Japan has temporarily suspended official development aid to Vietnam over a bribery case, officials said Tuesday, dealing a possible blow to Tokyo's efforts to shore up its relationship with Hanoi.
Fresh yen-loans and funding for an ongoing urban railway project have been halted after six Vietnamese railway officials were detained over allegations of corrupt payments, the foreign ministry said in a statement.
The scandal emerged in March when Japanese media reported that the national tax agency had flagged up 100 million yen ($100,000) - worth of payments that could not be properly accounted for.
Japan Transportation Consultants Inc. (JTC) which is involved in several official development aid programs, is suspected of having paid the money to officials in Vietnam and Uzbekistan and Indonesia, the reports said.
Vietnamese investigators later arrested six people, including Tran Quoc Dong, a deputy general director of Vietnam Railways, reports said.

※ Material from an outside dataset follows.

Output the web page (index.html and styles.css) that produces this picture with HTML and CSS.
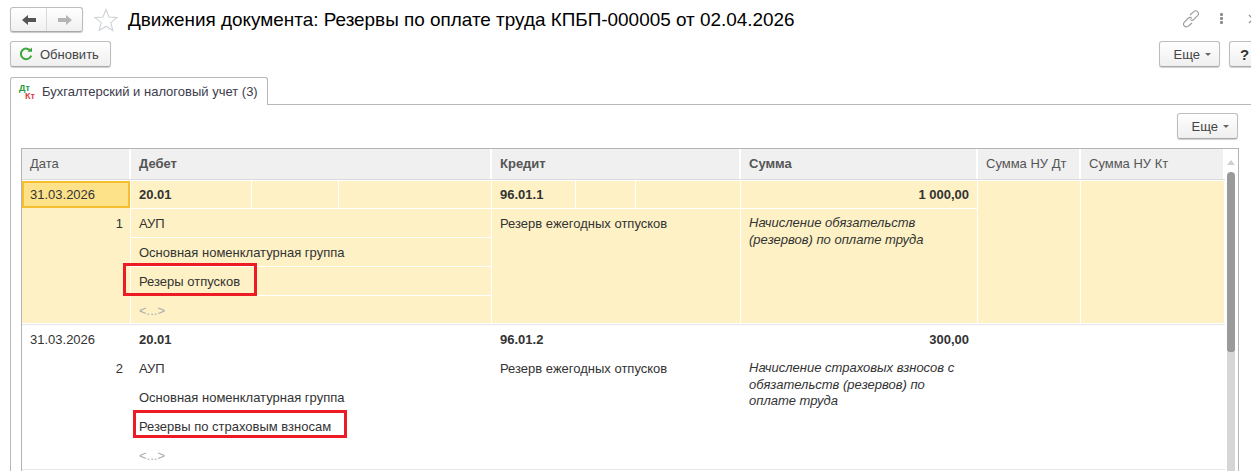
FILE: index.html
```html
<!DOCTYPE html>
<html lang="ru">
<head>
<meta charset="utf-8">
<title>Движения документа</title>
<link rel="stylesheet" href="styles.css">
</head>
<body>
<div class="page">
  <header class="titlebar">
    <div class="navgroup">
      <button class="navbtn">
        <svg width="16" height="12" viewBox="0 0 16 12"><path d="M1 6 L7 1 V4 H15 V8 H7 V11 Z" fill="#555"/></svg>
      </button>
      <button class="navbtn">
        <svg width="16" height="12" viewBox="0 0 16 12"><path d="M15 6 L9 1 V4 H1 V8 H9 V11 Z" fill="#b4b4b4"/></svg>
      </button>
    </div>
    <svg class="star" width="24" height="24" viewBox="0 0 24 24"><path d="M12 1.5 L15 9 L23 9.6 L16.8 14.6 L18.8 22.5 L12 18.2 L5.2 22.5 L7.2 14.6 L1 9.6 L9 9 Z" fill="#fff" stroke="#cfd3d6" stroke-width="1.1"/></svg>
    <h1 class="title">Движения документа: Резервы по оплате труда КПБП-000005 от 02.04.2026</h1>
    <div class="winicons">
      <svg width="18" height="18" viewBox="0 0 18 18" fill="none" stroke="#9a9a9a" stroke-width="1.1"><path d="M8 5 L11.5 1.8 A2.4 2.4 0 0 1 15.6 5.6 L11.5 9.8 A2.4 2.4 0 0 1 8.2 9.5"/><path d="M10 13 L6.5 16 A2.4 2.4 0 0 1 2.4 12.2 L6.5 8 A2.4 2.4 0 0 1 9.8 8.4"/></svg>
      <span class="dots"><i></i><i></i><i></i></span>
      <svg class="close" width="10" height="10" viewBox="0 0 10 10" stroke="#8a8a8a" stroke-width="1.2"><path d="M1 1 L9 9 M9 1 L1 9"/></svg>
    </div>
  </header>

  <div class="toolbar">
    <button class="btn refresh">
      <svg width="14" height="14" viewBox="0 0 14 14" fill="none"><path d="M11.6 4 A5.3 5.3 0 1 0 12.2 8.6" stroke="#3da63d" stroke-width="2"/><path d="M8.4 4.8 H13 V0.4 Z" fill="#3da63d"/></svg>
      Обновить
    </button>
    <span class="spacer"></span>
    <button class="btn more">Еще <b class="caret"></b></button>
    <button class="btn help">?</button>
  </div>

  <div class="tabs">
    <div class="tab">
      <span class="dtkt"><span class="dt">Дт</span><span class="kt">Кт</span></span>
      <span>Бухгалтерский и налоговый учет (3)</span>
    </div>
    <div class="tabline"></div>
  </div>

  <section class="panel">
    <div class="panelbar"><button class="btn more">Еще <b class="caret"></b></button></div>
    <div class="tablewrap">
      <div class="table">
        <div class="thead">
          <div class="th">Дата</div>
          <div class="th strong">Дебет</div>
          <div class="th strong">Кредит</div>
          <div class="th strong">Сумма</div>
          <div class="th">Сумма НУ Дт</div>
          <div class="th">Сумма НУ Кт</div>
        </div>

        <div class="rec selected">
          <div class="col">
            <div class="cell first datecell current">31.03.2026</div>
            <div class="cell grow num">1</div>
          </div>
          <div class="col">
            <div class="subs dsubs"><div class="cell first b">20.01</div><div class="cell first"></div><div class="cell first"></div></div>
            <div class="cell h29">АУП</div>
            <div class="cell h29">Основная номенклатурная группа</div>
            <div class="cell h29">Резеры отпусков</div>
            <div class="cell grow muted">&lt;...&gt;</div>
          </div>
          <div class="col">
            <div class="subs ksubs"><div class="cell first b">96.01.1</div><div class="cell first"></div><div class="cell first"></div></div>
            <div class="cell grow">Резерв ежегодных отпусков</div>
          </div>
          <div class="col">
            <div class="cell first b right">1 000,00</div>
            <div class="cell grow it">Начисление обязательств (резервов) по оплате труда</div>
          </div>
          <div class="col"><div class="cell grow"></div></div>
          <div class="col"><div class="cell grow"></div></div>
        </div>

        <div class="rec">
          <div class="col">
            <div class="cell first datecell">31.03.2026</div>
            <div class="cell grow num">2</div>
          </div>
          <div class="col">
            <div class="cell first b">20.01</div>
            <div class="cell h29">АУП</div>
            <div class="cell h29">Основная номенклатурная группа</div>
            <div class="cell h29">Резервы по страховым взносам</div>
            <div class="cell grow muted">&lt;...&gt;</div>
          </div>
          <div class="col">
            <div class="cell first b">96.01.2</div>
            <div class="cell grow">Резерв ежегодных отпусков</div>
          </div>
          <div class="col">
            <div class="cell first b right">300,00</div>
            <div class="cell grow it">Начисление страховых взносов с обязательств (резервов) по оплате труда</div>
          </div>
          <div class="col"></div>
          <div class="col"></div>
        </div>
      </div>
      <div class="scrollbar">
        <svg class="uparrow" width="8" height="5" viewBox="0 0 8 5"><path d="M4 0 L8 5 H0 Z" fill="#cfcfcf"/></svg>
        <div class="gap"></div>
        <div class="thumb"></div>
        <div class="track"></div>
      </div>
      <div class="mark mark1"></div>
      <div class="mark mark2"></div>
    </div>
  </section>
</div>
</body>
</html>
```

FILE: styles.css
```css
* { box-sizing: border-box; }
html, body { margin: 0; padding: 0; height: 471px; overflow: hidden; background: #fff; }
body { font-family: "Liberation Sans", Arial, sans-serif; font-size: 13px; color: #333; }
.page { width: 1251px; height: 471px; overflow: hidden; padding: 7px 0 0 10px; }

button { font: inherit; color: inherit; }

.titlebar { display: flex; align-items: center; height: 25px; }
.navgroup { display: flex; width: 73px; height: 25px; border: 1px solid #bdbdbd; border-bottom-color: #a8a8a8; border-radius: 3px; background: linear-gradient(#fff, #f0f0f0); box-shadow: 0 1px 1px #c8c8c8; }
.navbtn { flex: 1; padding: 0; border: 0; background: none; display: flex; align-items: center; justify-content: center; }
.navbtn + .navbtn { border-left: 1px solid #d8d8d8; }
.star { margin-left: 11px; flex: none; }
.title { margin: 0 0 0 10px; font-size: 18.92px; font-weight: 400; color: #000; white-space: nowrap; }
.winicons { margin-left: auto; margin-bottom: 2px; display: flex; align-items: center; }
.winicons .close { margin-left: 25px; margin-right: -7px; }
.dots { display: flex; flex-direction: column; gap: 1px; margin-left: 20px; }
.dots i { display: block; width: 3px; height: 3px; background: #8c8c8c; border-radius: 1px; }

.toolbar { display: flex; align-items: flex-start; margin-top: 9px; height: 26px; }
.spacer { flex: 1; }
.btn { display: flex; align-items: center; height: 26px; padding: 0 8px; border: 1px solid #bdbdbd; border-bottom-color: #a8a8a8; border-radius: 3px; background: linear-gradient(#fff, #efefef); box-shadow: 0 1px 1px #d0d0d0; color: #444; white-space: nowrap; flex: none; }
.refresh { width: 101px; gap: 7px; padding-left: 8px; }
.more { width: 61px; justify-content: flex-end; padding: 0 8px 0 0; gap: 5px; }
.toolbar .help { width: 22px; margin-left: 9px; padding: 0 0 0 10px; font-size: 15px; font-weight: 700; color: #333; border-right: 0; border-radius: 3px 0 0 3px; }
.caret { display: block; width: 0; height: 0; border: 3px solid transparent; border-top: 3px solid #666; border-bottom: 0; }

.tabs { display: flex; align-items: flex-end; margin-top: 10px; height: 28px; }
.tab { display: flex; align-items: center; width: 258px; height: 28px; border: 1px solid #b8b8b8; border-bottom: 0; border-radius: 3px 3px 0 0; padding-left: 8px; gap: 7px; background: #fff; color: #3c3c4c; }
.tabline { flex: 1; border-bottom: 1px solid #b8b8b8; }
.dtkt { display: flex; flex-direction: column; width: 16px; font-size: 9px; line-height: 8px; font-weight: 700; }
.dt { display: block; height: 8px; color: #1f9a3a; }
.kt { display: block; height: 8px; color: #e03c40; margin-left: 6px; }

.panel { border-left: 1px solid #b8b8b8; height: 366px; padding: 0 0 0 10px; }
.panelbar { display: flex; height: 43px; padding: 8px 13px 0 0; justify-content: flex-end; }

.tablewrap { position: relative; display: flex; width: 1218px; height: 323px; border: 1px solid #b4b4b4; border-bottom: 0; }
.table { width: 1203px; flex: none; }
.thead, .rec { display: grid; grid-template-columns: 109px 361px 249px 237px 103px 144px; }
.thead { height: 31px; border-bottom: 1px solid #dcdcdc; }
.th { background: #f0f0f0; border-right: 2px solid #fff; padding: 0 8px; line-height: 29px; color: #555; }
.th.strong { font-weight: 700; }
.rec { height: 145px; border-bottom: 1px solid #e6e6e6; padding: 1px 0; }
.rec.selected { background: #fdf1c5; background-clip: content-box; }
.col { display: flex; flex-direction: column; border-right: 1px solid #fff; min-width: 0; }
.subs { display: grid; }
.dsubs { grid-template-columns: 120px 87px 1fr; }
.ksubs { grid-template-columns: 83px 60px 1fr; }
.cell { padding: 7px 8px 0; line-height: 15px; }
.h29 { height: 29px; flex: none; }
.first { height: 28px; flex: none; padding-top: 6px; }
.grow { flex: 1; }
.selected .cell { border-bottom: 1px solid #fff; }
.selected .subs .cell + .cell { border-left: 1px solid #fff; }
.selected .grow { border-bottom: 0; }
.b { font-weight: 700; }
.right { text-align: right; }
.num { text-align: right; padding-right: 7px; }
.muted { color: #aaa; }
.it { font-style: italic; padding-right: 14px; line-height: 16.5px; padding-top: 6px; }
.selected .current { height: 27px; margin-bottom: 1px; border-bottom: 0; background: #fee28a; box-shadow: inset 0 0 0 2px #f5bf30; }

.scrollbar { display: flex; flex-direction: column; width: 8px; margin-left: 2px; }
.uparrow { flex: none; margin-top: 11px; }
.gap { height: 7px; flex: none; }
.thumb { height: 180px; background: #9a9a9a; border-radius: 4px 4px 2px 2px; flex: none; }
.track { flex: 1; background: #d6d6d6; }

.mark { position: absolute; border: 3px solid #ed1c24; pointer-events: none; }
.mark1 { left: 101px; top: 114px; width: 134px; height: 33px; }
.mark2 { left: 111px; top: 261px; width: 214px; height: 28px; }
```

On Monday, Japan said development aid would be resumed following an investigation in Vietnam, and if measures are put in place to avoid a repeat, a foreign ministry official told AFP.
Japan has also suspended official aid to Uzbekistan over the same case, and is in discussions with Indonesia, the official said.
The suspension of aid from Vietnam's biggest donor country comes as Japan's ties with Vietnam are warming, with Tokyo offering support to Hanoi in its escalating standoff with China over disputed waters.
The relationship-building, spearheaded by Japanese Prime Minister Shinzo Abe, is aimed at forging a regional counterweight to China, which many local actors see as being increasingly aggressive in its various territorial claims.